On World AIDS Day, advocates mark "the beginning of the end" of the pandemic. In the United States, 2014 has been marked by battles between patient advocacy groups and some payers over the price of generic HIV drugs on exchanges under the Affordable Care Act.
Today is World AIDS Day, set aside to draw attention to, and take stock of global efforts to combat human immunodeficiency virus/acquired immunodeficiency syndrome (HIV/AIDS). There is hope this year among advocacy groups, expressed in this year’s theme, “Focus, Partner, Achieve: An AIDS-Free Generation.”
Worldwide, the President’s Emergency Plan for AIDS Relief (PEPFAR), launched under President Bush and continued under President Obama, has brought antiretroviral therapy to more than 11.7 million in poor and middle-income countries, and has particularly made a dent in the transmission of HIV from mothers to unborn children, according to this week’s issue of the CDC’s Mortality and Morbidity Report, the document that reported the first AIDS cases on June 5, 1981.
There’s been enough progress for a major worldwide advocacy group, ONE, to declare that the public health community has reached a tipping point, “the beginning of the end of AIDS,” marked by the fact that there are more people with access to therapies than are contracting the disease.
AIDS has claimed nearly 648,500 lives in the United States since 1981. CDC reports that 50,000 persons become infected each year, and 1.2 million are living with the disease.

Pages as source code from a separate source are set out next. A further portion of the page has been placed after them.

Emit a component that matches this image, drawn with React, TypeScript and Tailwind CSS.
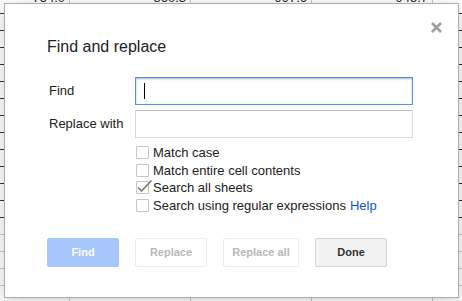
import React from 'react';

const colWidths = ['w-[70px]', 'w-[121px]', 'w-[121px]', 'w-[121px]', 'w-[60px]'];
const topValues = ['754.0', '860.3', '997.6', '945.7', ''];

const CloseIcon = () => (
  <svg width="11" height="11" viewBox="0 0 11 11">
    <path d="M1 1 L10 10 M10 1 L1 10" stroke="#9e9e9e" strokeWidth="2.6" />
  </svg>
);

const Checkbox = ({ checked, label, help }: { checked?: boolean; label: string; help?: boolean }) => (
  <div className="flex h-[17.5px] items-center">
    <div className="relative h-[13px] w-[13px] rounded-[1px] border border-[#c6c6c6] bg-white">
      {checked && (
        <svg className="absolute left-[-1px] top-[-4px]" width="17" height="16" viewBox="0 0 17 16">
          <path d="M2 9.5 L5.5 13 L15.5 2.5" fill="none" stroke="#7a7a7a" strokeWidth="1.6" />
        </svg>
      )}
    </div>
    <span className="ml-[4px] text-[13px] text-[#222]">{label}</span>
    {help && <span className="ml-[4px] text-[13px] text-[#15c]">Help</span>}
  </div>
);

function cn(...parts: string[]) {
  return parts.filter(Boolean).join(' ');
}

// spreadsheet cells peeking out around the dialog
const SheetBackdrop = () => (
  <div className="flex flex-col">
    {Array.from({ length: 18 }, (_, r) => (
      <div
        key={r}
        className={cn(
          'flex border-b',
          r === 0 ? 'h-[14px]' : 'h-[17px]',
          r < 13 ? 'border-[#333]' : 'border-[#c8c8c8]'
        )}
      >
        {colWidths.map((w, c) => (
          <div key={c} className={cn(w, 'flex shrink-0 justify-end border-r border-[#c8c8c8] pr-[4px]')}>
            {r === 0 && (
              <span className="mt-[-9px] text-[13px] leading-[13px] text-[#222]">{topValues[c]}</span>
            )}
          </div>
        ))}
      </div>
    ))}
  </div>
);

export default function App() {
  return (
    <div className="relative h-[301px] w-[462px] overflow-hidden bg-white font-['Liberation_Sans',Arial,sans-serif]">
      <SheetBackdrop />

      <div className="absolute left-[4px] top-[3px] h-[295px] w-[455px] border border-[#acacac] bg-white px-[42px] pt-[33px] shadow-[0_4px_16px_rgba(0,0,0,0.2)]">
        <button className="absolute right-[16px] top-[18px] flex">
          <CloseIcon />
        </button>

        <div className="text-[16px] leading-[20px] text-[#222]">Find and replace</div>

        <div className="mt-[20px] flex h-[28px] items-center">
          <div className="w-[88px] pl-[2px] text-[13px] text-[#222]">Find</div>
          <div className="flex h-[28px] w-[278px] items-center border border-[#4d90fe] pl-[8px] shadow-[inset_0_1px_2px_rgba(0,0,0,0.3)]">
            <div className="h-[16px] w-px bg-black" />
          </div>
        </div>

        <div className="mt-[5px] flex h-[28px] items-center">
          <div className="w-[88px] pl-[2px] text-[13px] text-[#222]">Replace with</div>
          <div className="h-[28px] w-[278px] border border-[#d9d9d9] border-t-[#c0c0c0]" />
        </div>

        <div className="mt-[6px] flex flex-col pl-[89px]">
          <Checkbox label="Match case" />
          <Checkbox label="Match entire cell contents" />
          <Checkbox label="Search all sheets" checked />
          <Checkbox label="Search using regular expressions" help />
        </div>

        <div className="mt-[24px] flex gap-[16px]">
          <div className="flex h-[29px] w-[72px] items-center justify-center rounded-[2px] border border-[#a6c6fc] bg-[#a6c6fc] text-[11px] font-bold text-white">
            Find
          </div>
          <div className="flex h-[29px] w-[72px] items-center justify-center rounded-[2px] border border-[#ececec] bg-white text-[11px] font-bold text-[#b8b8b8]">
            Replace
          </div>
          <div className="flex h-[29px] w-[76px] items-center justify-center rounded-[2px] border border-[#ececec] bg-white text-[11px] font-bold text-[#b8b8b8]">
            Replace all
          </div>
          <div className="flex h-[29px] w-[72px] items-center justify-center rounded-[2px] border border-[#d3d3d3] bg-[#f2f2f2] text-[11px] font-bold text-[#333]">
            Done
          </div>
        </div>
      </div>
    </div>
  );
}
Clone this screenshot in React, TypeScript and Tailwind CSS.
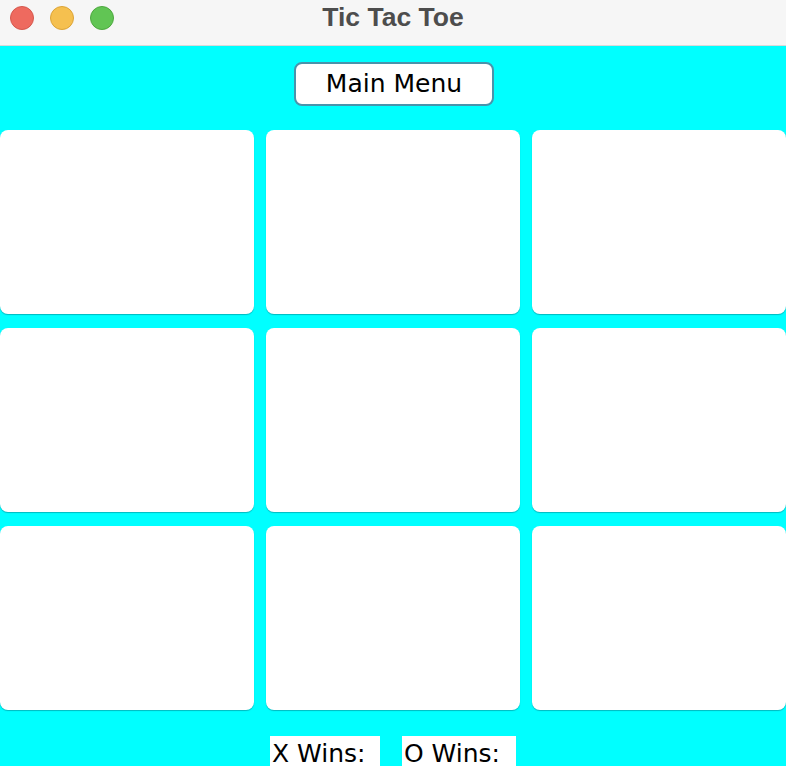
export default function App() {
  const cells = Array.from({ length: 9 }, (_, i) => i)

  return (
    <div className="w-[786px] h-[766px] overflow-hidden bg-[#00ffff] font-['DejaVu_Sans','Open_Sans',sans-serif]">
      {/* title bar */}
      <div className="relative h-[46px] bg-[#f6f6f6] border-b border-[#d9d9d9] flex items-center justify-center">
        <div className="absolute left-[10px] top-[6px] flex gap-[16px]">
          <span className="w-[24px] h-[24px] rounded-full bg-[#ee6a5f] border border-[#d5584d]" />
          <span className="w-[24px] h-[24px] rounded-full bg-[#f5c04f] border border-[#dca437]" />
          <span className="w-[24px] h-[24px] rounded-full bg-[#61c554] border border-[#4ea83f]" />
        </div>
        <span className="text-[26.5px] font-bold text-[#4d4d4d] -mt-[10px] font-['Liberation_Sans',sans-serif]">Tic Tac Toe</span>
      </div>

      <div className="flex justify-center pt-[16px] pl-[2px]">
        <button className="w-[200px] h-[44px] rounded-[8px] bg-white border-2 border-[#4a93ab] text-[25px] text-black leading-none pb-[2px] whitespace-nowrap">
          Main Menu
        </button>
      </div>

      <div className="grid grid-cols-3 gap-x-[12px] gap-y-[14px] mt-[24px]">
        {cells.map((i) => (
          <div
            key={i}
            className="h-[184px] bg-white rounded-[8px] shadow-[0_1px_1px_rgba(0,140,150,0.6)]"
          />
        ))}
      </div>

      <div className="flex justify-center gap-[22px] mt-[26px]">
        <div className="w-[110px] h-[40px] bg-white text-[25px] text-black leading-none pt-[5px] pl-[2px] whitespace-nowrap">X Wins:</div>
        <div className="w-[114px] h-[40px] bg-white text-[25px] text-black leading-none pt-[5px] pl-[2px] whitespace-nowrap">O Wins:</div>
      </div>
    </div>
  )
}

Today, most new infections occur in Africa, where AIDS remains a major health threat despite progress in recent years. A difficult challenge in the United States and other developed countries, especially among teens and younger adults who do not remember the frightening early years of the disease, is the complacent attitude about prevention, as better therapies have rendered HIV a chronic condition for many patients.
That care is not without cost, and the major stories about HIV and managed care for 2014 involve the battles between patients and their advocacy groups and health plans that have tried to place generic HIV drugs on higher-priced specialty tiers, creating huge out-of-pocket costs for HIV-positive patients who might be getting insurance for the first time through the Affordable Care Act. Complaints have led to a federal civil rights complaint, and on November 21, 2014, a second Florida insurer, Coventry Health Care, joined Cigna in setting a $200 out-of-pocket cap as part of a settlement to avoid litigation.
On the global front, today AbbVie added 2 HIV drugs to the non-profit Medicines Patent Pool (MPP), which seeks to speed development and distribution of pediatric HIV/AIDS drugs in the developing world. MPP has previously reached agreements with Bristol-Myers Squibb, Gilead Sciences, Roche, and GlaxoSmithKline’s ViiV Healthcare. The agreement covers 102 countries where MPP does not have patents.